While there are things that Schleiermacher may not want to support if he were alive today, the general thrust of even what you presented about his works made my heart sing much more than the wrathful, avenging view of God that 20th century evangelicalism is based on.
There is lots that I could say, but it is one episode I won’t recommend to friends; that’s not too bad given you have done so many good ones.
Nick,
Thanks for the kind remarks, and also for being honest about your perspective.
What follows is sent in what I hope comes across as the same tone of your comments, which I take to be friendly.
Yeah, I AM an Evangelical; one who is decidedly NOT of the progressive slant. So the viewpoint you disparage I readily admit IS my perspective.

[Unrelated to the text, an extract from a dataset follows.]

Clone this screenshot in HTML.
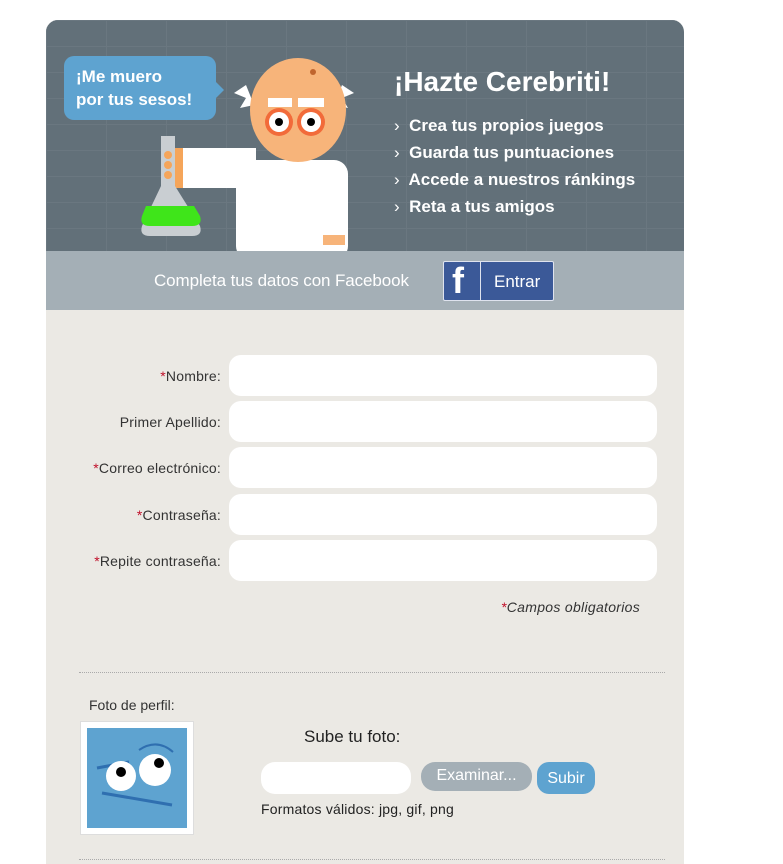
<!DOCTYPE html>
<html><head><meta charset="utf-8"><style>
body{margin:0;background:#fff;font-family:"Liberation Sans",sans-serif;}
.card{position:absolute;left:46px;top:20px;width:638px;height:844px;background:#ebe9e4;border-radius:12px 12px 0 0;overflow:hidden}
.hdr{position:absolute;left:0;top:0;width:638px;height:231px;background:#627079;
background-image:linear-gradient(#6a7780 1px,transparent 1px),linear-gradient(90deg,#6a7780 1px,transparent 1px);background-size:60px 26px}
.fb{position:absolute;left:0;top:231px;width:638px;height:59px;background:#a4afb6}
.fbt{position:absolute;left:108px;top:20px;color:#fff;font-size:17px;letter-spacing:-0.1px}
.fbb{position:absolute;left:397px;top:10px;width:109px;height:38px;background:#3b5998;border:1px solid #dfe3ee;border-radius:2px;color:#fff}
.lab{position:absolute;right:463px;font-size:14px;color:#333;text-align:right;letter-spacing:0.2px}
.lab b{color:#c0102a;font-weight:normal}
.inp{position:absolute;left:183px;width:428px;height:41px;background:#fff;border-radius:12px}
.dot{position:absolute;left:33px;width:586px;border-top:1px dotted #aaa}
</style></head><body>
<div class="card">
<div class="hdr">
 <div style="position:absolute;left:18px;top:36px;width:152px;height:64px;background:#5ea3d0;border-radius:10px;color:#fff;font-size:17px;font-weight:bold;line-height:23px;padding:9px 0 0 12px;box-sizing:border-box">¡Me muero<br>por tus sesos!</div>
 <svg style="position:absolute;left:0;top:0" width="330" height="231">
  <polygon points="170,62 178,70 170,78" fill="#5ea3d0"/>
  <rect x="190" y="140" width="112" height="100" rx="14" fill="#fff"/>
  <rect x="130" y="128" width="80" height="40" fill="#fff"/>
  <rect x="125" y="128" width="12" height="40" fill="#f5a55a"/>
  <path d="M115,116 h14 v50 l25,40 q3,10 -8,10 h-42 q-11,0 -8,-10 l19,-40z" fill="#c9ced2"/>
  <path d="M100,186 h48 l6,10 q3,10 -8,10 h-42 q-11,0 -8,-10z" fill="#3fe51a"/>
  <circle cx="122" cy="145" r="4" fill="#f5a55a"/><circle cx="122" cy="155" r="4" fill="#f5a55a"/><circle cx="122" cy="135" r="4" fill="#f5a55a"/>
  <path d="M200,65 l-12,8 12,5 -6,10 14-3z M296,65 l12,8 -12,5 6,10 -14-3z" fill="#fff"/>
  <ellipse cx="252" cy="90" rx="48" ry="52" fill="#f7b47a"/>
  <circle cx="267" cy="52" r="3" fill="#c0652e"/>
  <rect x="222" y="78" width="24" height="9" fill="#fff"/><rect x="252" y="78" width="26" height="9" fill="#fff"/>
  <circle cx="233" cy="102" r="14" fill="#f26b3a"/><circle cx="265" cy="102" r="14" fill="#f26b3a"/>
  <circle cx="233" cy="102" r="10" fill="#fff"/><circle cx="265" cy="102" r="10" fill="#fff"/>
  <circle cx="233" cy="102" r="4" fill="#000"/><circle cx="265" cy="102" r="4" fill="#000"/>
  <rect x="277" y="215" width="22" height="10" fill="#f7b47a"/>
 </svg>
 <div style="position:absolute;left:348px;top:46px;color:#fff;font-size:28px;font-weight:bold">¡Hazte Cerebriti!</div>
 <div style="position:absolute;left:348px;top:92px;color:#fff;font-size:17px;font-weight:bold;line-height:27px">
 <span style="font-weight:normal">›</span>&nbsp; Crea tus propios juegos<br><span style="font-weight:normal">›</span>&nbsp; Guarda tus puntuaciones<br><span style="font-weight:normal">›</span>&nbsp; Accede a nuestros ránkings<br><span style="font-weight:normal">›</span>&nbsp; Reta a tus amigos</div>
</div>
<div class="fb"><div class="fbt">Completa tus datos con Facebook</div>
 <div class="fbb"><span style="position:absolute;left:8px;top:-2px;font-size:36px;font-weight:bold">f</span><div style="position:absolute;left:36px;top:0;width:1px;height:38px;background:#dfe3ee"></div><span style="position:absolute;left:50px;top:10px;font-size:17px">Entrar</span></div></div>
<div class="lab" style="top:348px"><b>*</b>Nombre:</div><div class="inp" style="top:335px"></div>
<div class="lab" style="top:394px">Primer Apellido:</div><div class="inp" style="top:381px"></div>
<div class="lab" style="top:440px"><b>*</b>Correo electrónico:</div><div class="inp" style="top:427px"></div>
<div class="lab" style="top:487px"><b>*</b>Contraseña:</div><div class="inp" style="top:474px"></div>
<div class="lab" style="top:533px"><b>*</b>Repite contraseña:</div><div class="inp" style="top:520px"></div>
<div style="position:absolute;left:455px;top:579px;font-size:14px;font-style:italic;color:#333;letter-spacing:0.3px"><b style="color:#c0102a;font-weight:normal">*</b>Campos obligatorios</div>
<div class="dot" style="top:652px"></div>
<div style="position:absolute;left:43px;top:677px;font-size:14px;color:#333">Foto de perfil:</div>
<div style="position:absolute;left:34px;top:701px;width:112px;height:112px;background:#fff;border:1px solid #ddd"></div>
<svg style="position:absolute;left:41px;top:708px" width="100" height="100"><rect width="100" height="100" fill="#5ea3d0"/>
 <path d="M10,40 l32,-6 M15,65 l70,12" stroke="#2f6fb0" stroke-width="3"/>
 <circle cx="34" cy="48" r="15" fill="#fff"/><circle cx="68" cy="42" r="16" fill="#fff"/>
 <circle cx="34" cy="44" r="5" fill="#000"/><circle cx="72" cy="35" r="5" fill="#000"/>
 <path d="M52,22 q18,-12 34,2" stroke="#2f6fb0" stroke-width="2" fill="none"/></svg>
<div style="position:absolute;left:258px;top:707px;font-size:17px;color:#222">Sube tu foto:</div>
<div style="position:absolute;left:215px;top:742px;width:150px;height:32px;background:#fff;border-radius:14px"></div>
<div style="position:absolute;left:375px;top:742px;width:111px;height:29px;background:#a4afb6;border-radius:14px;color:#fff;font-size:16px;text-align:center;line-height:28px">Examinar...</div>
<div style="position:absolute;left:491px;top:742px;width:58px;height:32px;background:#5ea3d0;border-radius:12px;color:#fff;font-size:16px;text-align:center;line-height:34px">Subir</div>
<div style="position:absolute;left:215px;top:781px;font-size:14px;color:#222;letter-spacing:0.2px">Formatos válidos: jpg, gif, png</div>
<div class="dot" style="top:839px"></div>
</div>
</body></html>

Curious to me is your comment that people ought to be able to read & understand the Bible differently from one century to another, as though Truth is pliable. Surely you know that as an Evangelical (in the classic sense; not the mushy-headed, entertainment-fixated consumer of some today) I hold fast to the idea of absolutes and fixed-Truth that flows from the nature & character of God. That means I’m committed to the premise that we are to understand the Bible today as it was meant to be understood a millennium ago.
Nick, what I hope you sense in my podcast is that there are Evangelicals, (lots of us, it turns out) who aren’t knuckle-dragging nay-sayers. Evangelicalism has a rich history of top-rank scholarship.